Set exercise | Leave out the pictures and set down exactly the lines from the start of the listing through the one with "const [selected, setSelected]", both included.

--*--

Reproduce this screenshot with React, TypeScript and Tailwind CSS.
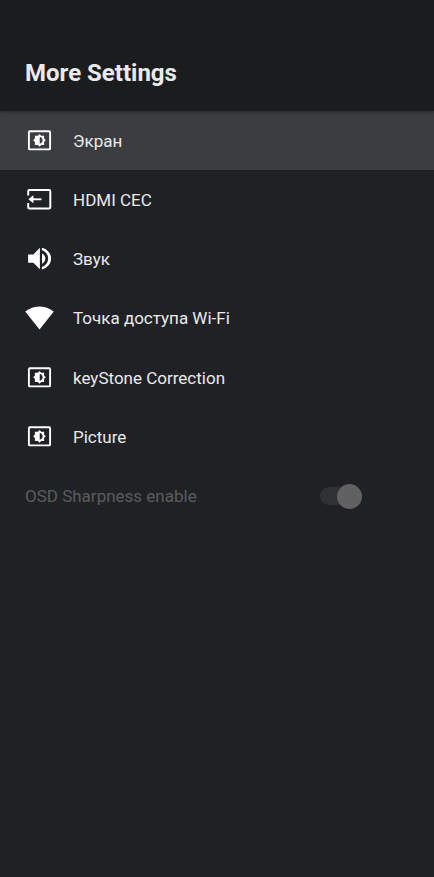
import React, { useState } from 'react';

const BrightnessIcon: React.FC = () => (
  <svg className="w-[30px] h-[30px]" viewBox="0 0 30 30" fill="none" aria-hidden="true">
    <rect x="3.9" y="5.2" width="21.2" height="18.2" rx="1" stroke="currentColor" strokeWidth="1.9" />
    <path
      transform="translate(.7 .5) scale(1.15)"
      fill="currentColor"
      d="M8 16h2.5l1.5 1.5 1.5-1.5H16v-2.5l1.5-1.5-1.5-1.5V8h-2.5L12 6.5 10.5 8H8v2.5L6.5 12 8 13.5V16zm4.2-6.9c1.4 0 2.5 1.3 2.5 2.9s-1.1 2.900-2.5 2.900V9.100z"
    />
  </svg>
);

const InputIcon: React.FC = () => (
  <svg className="w-[30px] h-[30px]" viewBox="0 0 30 30" fill="none" aria-hidden="true">
    <path
      d="M3.2 10.5V6.4q0-1.3 1.3-1.3h19.5q1.3 0 1.3 1.3v15.8q0 1.3-1.3 1.3H4.5q-1.3 0-1.3-1.3V18.1"
      stroke="currentColor"
      strokeWidth="2"
    />
    <path d="M8 14.3h8.5" stroke="currentColor" strokeWidth="1.9" />
    <path d="M3.4 14.3l5-4v8z" fill="currentColor" />
  </svg>
);

const VolumeIcon: React.FC = () => (
  <svg className="w-[30px] h-[30px]" viewBox="0 0 24 24" fill="currentColor" aria-hidden="true">
    <path d="M2.5 8.3v6.6h4.2l5.2 5.3V3L6.7 8.3H2.5zM16.3 11.6c0-1.8-1.1-3.3-2.7-4.1v8.2c1.6-.8 2.7-2.3 2.7-4.1zM13.5 2.9v2c2.9.8 5 3.5 5 6.7s-2.1 5.9-5 6.7v2c4.2-.9 7.4-4.5 7.4-8.7s-3.2-7.8-7.4-8.7z" />
  </svg>
);

const WifiIcon: React.FC = () => (
  <svg className="w-[30px] h-[30px]" viewBox="0 0 30 30" fill="currentColor" aria-hidden="true">
    <path d="M14.5 26.5L28.8 8.5C28.2 8.1 22.7 3.4 14.5 3.4S.8 8.1.2 8.5l14.3 18z" />
  </svg>
);

const items = [
  { label: 'Экран', Icon: BrightnessIcon },
  { label: 'HDMI CEC', Icon: InputIcon },
  { label: 'Звук', Icon: VolumeIcon },
  { label: 'Точка доступа Wi-Fi', Icon: WifiIcon },
  { label: 'keyStone Correction', Icon: BrightnessIcon },
  { label: 'Picture', Icon: BrightnessIcon },
];

const App: React.FC = () => {
  const [selected, setSelected] = useState(0);

  return (
    <div className="min-h-screen bg-[#202124] font-['Roboto',sans-serif] text-[#e8eaed]">
      <header className="relative bg-[#1b1c1e] px-[25px] pt-[57px] pb-[22px] shadow-[0_1px_3px_rgba(0,0,0,0.4)]">
        <h1 className="text-2xl font-bold">More Settings</h1>
      </header>

      <main className="grid auto-rows-fr min-h-[415px] text-[17px] leading-6">
        {items.map(({ label, Icon }, index) => (
          <button
            key={label}
            type="button"
            onClick={() => setSelected(index)}
            className={`flex items-center gap-[18px] px-[25px] text-left ${index === selected ? 'bg-[#3c3d40]' : 'bg-transparent'}`}
          >
            <span className="text-white">
              <Icon />
            </span>
            {label}
          </button>
        ))}

        {/* Sharpness switch, not available on this device */}
        <label className="flex items-center justify-between pl-[25px] pr-[72px] text-[#5b5c5e]">
          OSD Sharpness enable
          <span className="flex items-center">
            <input type="checkbox" role="switch" className="sr-only" defaultChecked disabled />
            <span className="flex h-[18px] w-[42px] items-center justify-end rounded-full bg-[#303135]">
              <span className="h-[25px] w-[25px] rounded-full bg-[#616161]" />
            </span>
          </span>
        </label>
      </main>
    </div>
  );
};

export default App;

--*--

Expected answer |
Reproduce this screenshot with React, TypeScript and Tailwind CSS.
import React, { useState } from 'react';

const BrightnessIcon: React.FC = () => (
  <svg className="w-[30px] h-[30px]" viewBox="0 0 30 30" fill="none" aria-hidden="true">
    <rect x="3.9" y="5.2" width="21.2" height="18.2" rx="1" stroke="currentColor" strokeWidth="1.9" />
    <path
      transform="translate(.7 .5) scale(1.15)"
      fill="currentColor"
      d="M8 16h2.5l1.5 1.5 1.5-1.5H16v-2.5l1.5-1.5-1.5-1.5V8h-2.5L12 6.5 10.5 8H8v2.5L6.5 12 8 13.5V16zm4.2-6.9c1.4 0 2.5 1.3 2.5 2.9s-1.1 2.900-2.5 2.900V9.100z"
    />
  </svg>
);

const InputIcon: React.FC = () => (
  <svg className="w-[30px] h-[30px]" viewBox="0 0 30 30" fill="none" aria-hidden="true">
    <path
      d="M3.2 10.5V6.4q0-1.3 1.3-1.3h19.5q1.3 0 1.3 1.3v15.8q0 1.3-1.3 1.3H4.5q-1.3 0-1.3-1.3V18.1"
      stroke="currentColor"
      strokeWidth="2"
    />
    <path d="M8 14.3h8.5" stroke="currentColor" strokeWidth="1.9" />
    <path d="M3.4 14.3l5-4v8z" fill="currentColor" />
  </svg>
);

const VolumeIcon: React.FC = () => (
  <svg className="w-[30px] h-[30px]" viewBox="0 0 24 24" fill="currentColor" aria-hidden="true">
    <path d="M2.5 8.3v6.6h4.2l5.2 5.3V3L6.7 8.3H2.5zM16.3 11.6c0-1.8-1.1-3.3-2.7-4.1v8.2c1.6-.8 2.7-2.3 2.7-4.1zM13.5 2.9v2c2.9.8 5 3.5 5 6.7s-2.1 5.9-5 6.7v2c4.2-.9 7.4-4.5 7.4-8.7s-3.2-7.8-7.4-8.7z" />
  </svg>
);

const WifiIcon: React.FC = () => (
  <svg className="w-[30px] h-[30px]" viewBox="0 0 30 30" fill="currentColor" aria-hidden="true">
    <path d="M14.5 26.5L28.8 8.5C28.2 8.1 22.7 3.4 14.5 3.4S.8 8.1.2 8.5l14.3 18z" />
  </svg>
);

const items = [
  { label: 'Экран', Icon: BrightnessIcon },
  { label: 'HDMI CEC', Icon: InputIcon },
  { label: 'Звук', Icon: VolumeIcon },
  { label: 'Точка доступа Wi-Fi', Icon: WifiIcon },
  { label: 'keyStone Correction', Icon: BrightnessIcon },
  { label: 'Picture', Icon: BrightnessIcon },
];

const App: React.FC = () => {
  const [selected, setSelected] = useState(0);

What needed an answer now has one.